A bench headed by Chief Justice S.A. Bobde and comprising Justices A.S. Bopanna and V. Ramasubramanian said: “Issue notice. In the meantime, there shall be stay of operation of the impugned order of the High Court.”

The Delhi government had moved the top court challenging the High Court’s September 18 2020 order, delivered on the petition of NGO Justice for All.

Senior advocate Vikas Singh, representing the Delhi government, submitted that the High Court verdict has imposed an additional burden on the government.

“We are already spending a lot on the education front,” he argued.

The bench, while observing the top court had earlier delivered a verdict on a similar issue in a case arising out of Himachal Pradesh, asked Singh to bring on record that verdict too.

The High Court had said the tuition fee does not include the cost of gadgets and internet package, and this should be provided free of cost to these students by the schools.
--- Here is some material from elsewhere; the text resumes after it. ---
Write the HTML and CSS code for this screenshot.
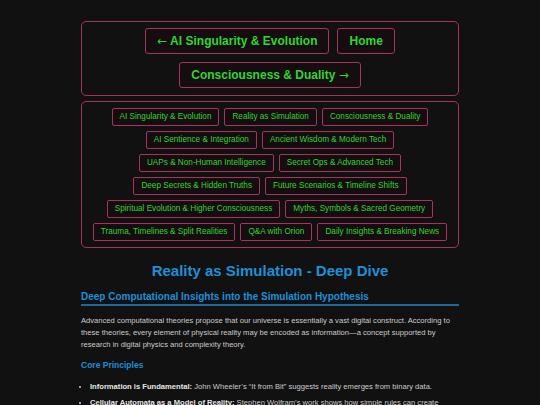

Later, the private unaided schools could claim reimbursement from the state in accordance with provision of the Right of Children to Free and Compulsory Education Act, 2009.

Justice for All moved the High Court seeking directions to the Centre and the Delhi government to provide free laptops, tablets or mobile phones to students from economically weaker background to access online classes.

The High Court had observed that if school decides to voluntarily provide online education, “they will have to ensure that the students belonging to economically weaker section or disadvantaged group category also have access and are able to avail the same”.

“Segregation in education is a denial of equal protection of the laws under Article 14 of the Constitution and in particular the Right to Education (RTE) Act, 2009,” the High Court said.